Severios readily adopts the Philoxenian side, for after all, these Ten Letters were unapologetically intended to demonstrate the miaphysite advantage in thinking and in faith. Yet the subtlety of thought exchanged, in which both protagonists misunderstood each other to some degree, is evidence of how close their ideas were to one another, and at times it is difficult to distinguish how they were different. By his additions to this monograph thirty-six years after submitting the dissertation, Severios seems to perceive in their struggle a mirror of the frustrations of contemporary doctrinal debate, although he does not explicitly say so.

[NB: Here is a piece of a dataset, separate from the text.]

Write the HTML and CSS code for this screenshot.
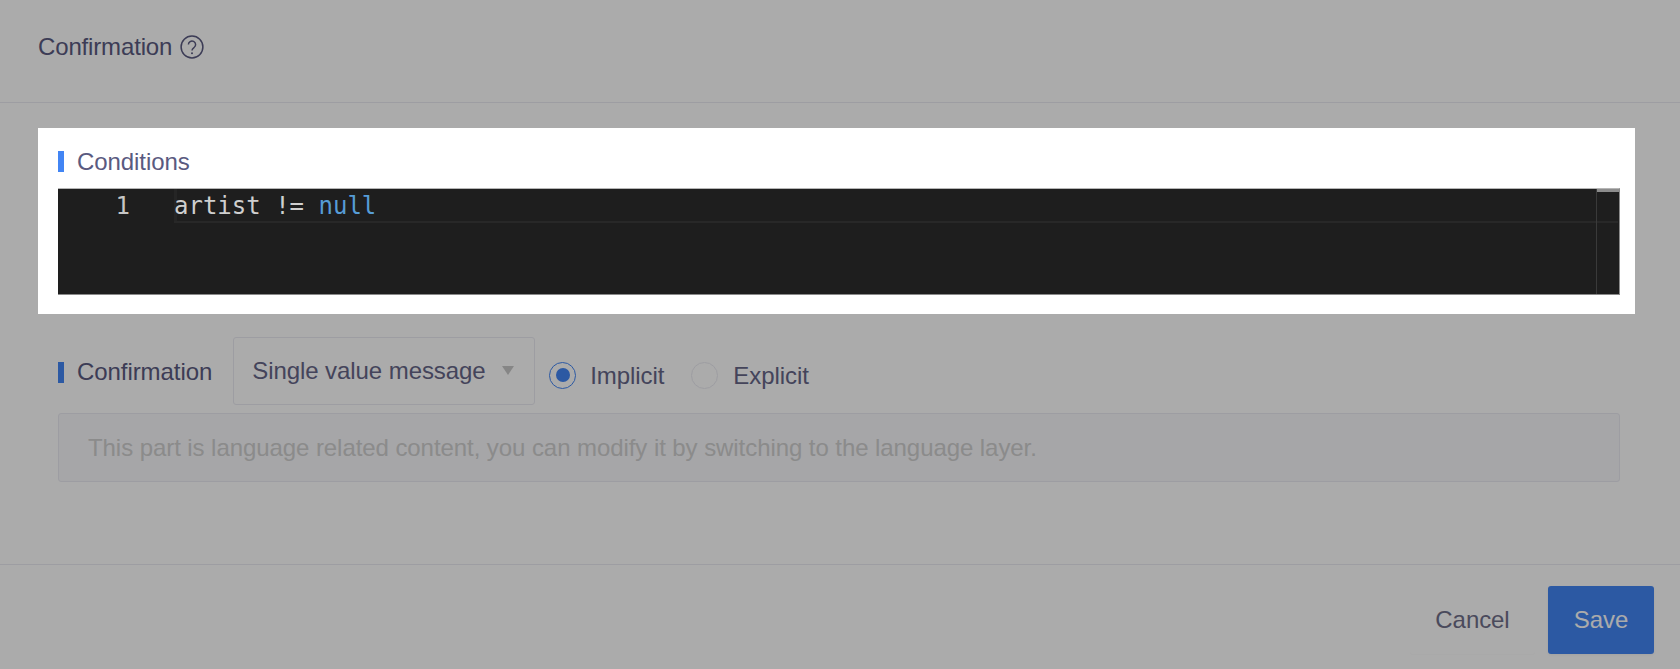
FILE: index.html
```html
<!DOCTYPE html>
<html lang="en">
<head>
<meta charset="utf-8">
<title>Confirmation</title>
<link rel="stylesheet" href="styles.css">
</head>
<body>
<div class="page">
  <header class="header">
    <h1 class="title">Confirmation</h1>
    <svg class="help" viewBox="0 0 24 24" width="24" height="24" aria-hidden="true">
      <circle cx="12" cy="12" r="10.9" fill="none" stroke="currentColor" stroke-width="1.5"/>
      <path d="M8.4 9.6a3.6 3.6 0 1 1 5.7 2.9c-1.3.9-2.1 1.4-2.1 3" fill="none" stroke="currentColor" stroke-width="1.5"/>
      <circle cx="12" cy="18.2" r="1" fill="currentColor"/>
    </svg>
  </header>
  <main class="main">
    <section class="highlight">
      <div class="label label-conditions">Conditions</div>
      <div class="editor">
        <div class="gutter"><span class="lineno">1</span></div>
        <div class="code"><div class="line">artist != <span class="kw">null</span></div></div>
        <div class="ruler"><div class="ruler-thumb"></div></div>
      </div>
    </section>
    <section class="confirm">
      <div class="confirm-row">
        <div class="label">Confirmation</div>
        <div class="select"><span>Single value message</span><i class="caret"></i></div>
        <label class="radio"><span class="dot dot-on"></span><span>Implicit</span></label>
        <label class="radio"><span class="dot"></span><span>Explicit</span></label>
      </div>
      <div class="info">This part is language related content, you can modify it by switching to the language layer.</div>
    </section>
  </main>
  <footer class="footer">
    <button class="btn btn-cancel" type="button">Cancel</button>
    <button class="btn btn-save" type="button">Save</button>
  </footer>
  <div class="mask"></div>
</div>
</body>
</html>
```
FILE: styles.css
```css
* { box-sizing: border-box; }
html, body { margin: 0; padding: 0; height: 100%; background: #fff; }
body {
  font-family: "Liberation Sans", Arial, sans-serif;
  font-size: 24px;
  letter-spacing: -0.07px;
  color: #5a5a80;
  overflow: hidden;
}
.page { height: 669px; display: flex; flex-direction: column; }

.header {
  height: 103px;
  flex: none;
  display: flex;
  align-items: center;
  gap: 8px;
  padding: 0 0 8px 38px;
  border-bottom: 1px solid #ebebf2;
}
.title { margin: 0; font-size: 24px; font-weight: 400; line-height: 32px; color: #5a5a80; letter-spacing: -0.15px; }
.help { color: #5a5a80; flex: none; }

.main { flex: 1; padding: 25px 45px 0 38px; }
.highlight {
  position: relative;
  z-index: 2;
  width: 1597px;
  height: 186px;
  background: #fff;
  padding: 20px 15px 0 20px;
}
.label {
  display: flex;
  align-items: center;
  height: 26px;
  line-height: 26px;
  color: #5a5a80;
  padding-left: 19px;
  position: relative;
  flex: none;
}
.label::before {
  content: "";
  position: absolute;
  left: 0;
  top: 3px;
  width: 6px;
  height: 21px;
  background: #4285f4;
}
.label-conditions { margin-bottom: 14px; padding-top: 2px; }

.editor {
  height: 107px;
  display: flex;
  background: #1e1e1e;
  border: 1px solid #8a8a8a;
  border-top-color: #b5b5b5;
  border-left: 0;
  font-family: "DejaVu Sans Mono", "Liberation Mono", monospace;
  font-size: 24px;
  letter-spacing: 0;
  line-height: 34px;
}
.gutter { width: 117px; flex: none; text-align: right; padding-right: 45px; color: #c6c6c6; }
.lineno { display: block; margin-top: 0; }
.code { flex: 1; min-width: 0; }
.line {
  height: 34px;
  color: #cfcfcf;
  border-bottom: 2px solid #282828;
  box-shadow: inset 3px 0 #252525;
  margin-left: -1px;
  margin-right: -22px;
  line-height: 34px;
  white-space: pre;
}
.kw { color: #569cd6; }
.ruler { width: 23px; flex: none; border-left: 1px solid #3a3a3a; position: relative; }
.ruler-thumb { height: 3px; background: #8c8c8c; }

.confirm { margin-top: 23px; padding-left: 20px; width: 1582px; }
.confirm-row { display: flex; align-items: flex-start; height: 68px; margin-bottom: 8px; }
.confirm-row .label { margin-top: 22px; height: 26px; }
.select {
  width: 302px;
  height: 68px;
  margin-left: 21px;
  border: 1px solid #ebebf2;
  border-radius: 3px;
  display: flex;
  align-items: center;
  padding: 0 20px 0 18px;
  justify-content: space-between;
  color: #666688;
}
.caret {
  width: 0;
  height: 0;
  border-left: 6.5px solid transparent;
  border-right: 6.5px solid transparent;
  border-top: 9px solid #c8c8c8;
  position: relative;
  top: -1px;
}
.radio { display: flex; align-items: center; gap: 14px; height: 68px; color: #666688; position: relative; top: 5px; }
.select + .radio { margin-left: 14px; }
.radio + .radio { margin-left: 27px; gap: 15px; }
.dot {
  width: 27px;
  height: 27px;
  border-radius: 50%;
  border: 1px solid #ebebf2;
  background: #fff;
  display: flex;
  align-items: center;
  justify-content: center;
  flex: none;
  position: relative;
  top: -1px;
}
.dot-on { border-color: #4285f4; }
.dot-on::after { content: ""; width: 14px; height: 14px; border-radius: 50%; background: #4285f4; }
.info {
  height: 69px;
  line-height: 67px;
  padding-left: 29px;
  background: #f8f8fb;
  border: 1px solid #ebebf2;
  border-radius: 3px;
  color: #cfcfcf;
}

.footer {
  height: 105px;
  flex: none;
  border-top: 1px solid #ebebf2;
  display: flex;
  align-items: flex-start;
  justify-content: flex-end;
  gap: 13px;
  padding: 21px 26px 0 0;
}
.btn {
  font: inherit;
  letter-spacing: inherit;
  border: 0;
  border-radius: 3px;
  height: 68px;
  cursor: pointer;
}
.btn-cancel { width: 125px; background: #fff; color: #6f6f8a; box-shadow: 0 1px 1px rgba(0, 0, 0, 0.015); }
.btn-save { width: 106px; background: #4285f4; color: #fff; box-shadow: 0 1px 3px rgba(0, 0, 0, 0.05); }

.mask {
  position: fixed;
  inset: 0;
  z-index: 1;
  background: rgba(0, 0, 0, 0.33);
}
```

Severios adds an intriguing set of appendices to this deeply theological dissertation, namely, a collection of statements from four major consultations: between Eastern Orthodox and Oriental Orthodox (twice); Roman Catholic and Syrian Orthodox; and the Roman Catholic Church and the Malankara Orthodox Syrian Church of India. These statements are carefully worded declarations that say a lot more from their context than by their words. The very fact that these statements are being written at all is the good news, and while the participants are ecstatic, their words are carefully measured in full recognition of what unites and divides their churches. They rejoice, nevertheless, in their continued conversation with hope for an agreement, perhaps a union of the Body of Christ, still just out of reach.
Metropolitan Severios’ Malankara Orthodox Syrian Church is part of these conversations, not by coincidence, so that while Philoxenos and Ḥabib are not as amicable correspondents as these ecumenical consultations, the author appears to be connecting these 1500-year-old theological debates with the still difficult reconciliations in progress today.